- _Task prompt_
Quote the listing below in full and exactly as written, but omit every picture.

- _Stored data_
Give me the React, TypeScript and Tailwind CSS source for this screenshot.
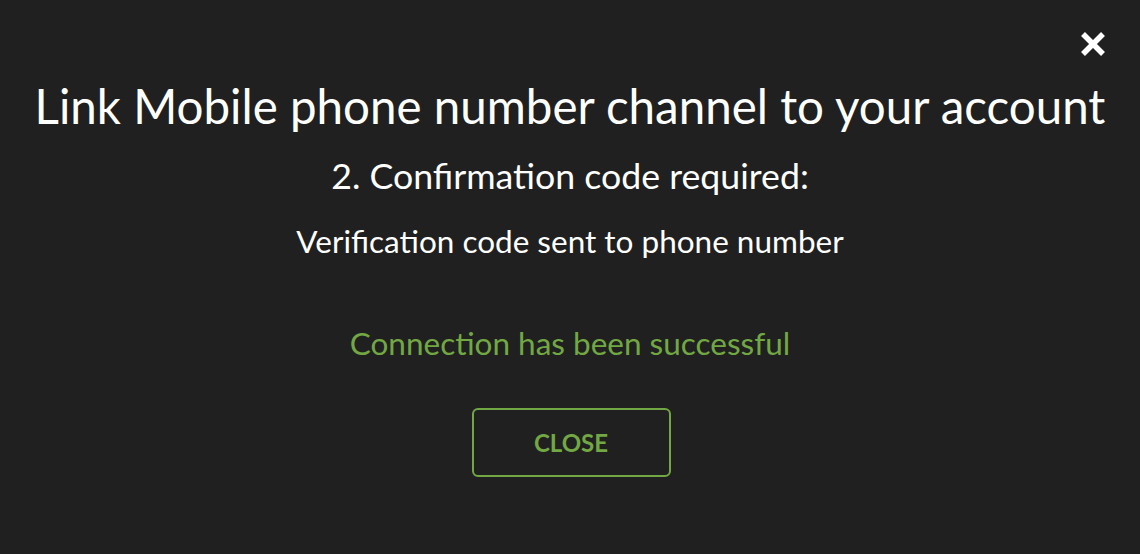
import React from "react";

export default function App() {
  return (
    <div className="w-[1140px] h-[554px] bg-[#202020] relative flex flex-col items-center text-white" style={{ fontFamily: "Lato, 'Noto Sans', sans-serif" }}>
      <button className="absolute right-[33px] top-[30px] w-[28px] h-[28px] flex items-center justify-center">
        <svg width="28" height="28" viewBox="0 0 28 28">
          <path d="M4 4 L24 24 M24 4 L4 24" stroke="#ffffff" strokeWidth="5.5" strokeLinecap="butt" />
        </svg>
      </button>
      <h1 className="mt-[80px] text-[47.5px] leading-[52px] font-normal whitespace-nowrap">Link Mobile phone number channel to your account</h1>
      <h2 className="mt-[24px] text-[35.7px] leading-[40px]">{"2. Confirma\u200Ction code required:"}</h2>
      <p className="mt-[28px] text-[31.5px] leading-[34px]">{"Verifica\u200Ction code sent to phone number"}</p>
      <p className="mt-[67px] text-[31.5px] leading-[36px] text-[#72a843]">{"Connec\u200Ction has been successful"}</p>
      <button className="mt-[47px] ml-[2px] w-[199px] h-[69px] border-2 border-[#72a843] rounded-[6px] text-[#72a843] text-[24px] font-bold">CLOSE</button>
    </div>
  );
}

- _Answer for the task_
Give me the React, TypeScript and Tailwind CSS source for this screenshot.
import React from "react";

export default function App() {
  return (
    <div className="w-[1140px] h-[554px] bg-[#202020] relative flex flex-col items-center text-white" style={{ fontFamily: "Lato, 'Noto Sans', sans-serif" }}>
      <button className="absolute right-[33px] top-[30px] w-[28px] h-[28px] flex items-center justify-center">
        <svg width="28" height="28" viewBox="0 0 28 28">
          <path d="M4 4 L24 24 M24 4 L4 24" stroke="#ffffff" strokeWidth="5.5" strokeLinecap="butt" />
        </svg>
      </button>
      <h1 className="mt-[80px] text-[47.5px] leading-[52px] font-normal whitespace-nowrap">Link Mobile phone number channel to your account</h1>
      <h2 className="mt-[24px] text-[35.7px] leading-[40px]">{"2. Confirma\u200Ction code required:"}</h2>
      <p className="mt-[28px] text-[31.5px] leading-[34px]">{"Verifica\u200Ction code sent to phone number"}</p>
      <p className="mt-[67px] text-[31.5px] leading-[36px] text-[#72a843]">{"Connec\u200Ction has been successful"}</p>
      <button className="mt-[47px] ml-[2px] w-[199px] h-[69px] border-2 border-[#72a843] rounded-[6px] text-[#72a843] text-[24px] font-bold">CLOSE</button>
    </div>
  );
}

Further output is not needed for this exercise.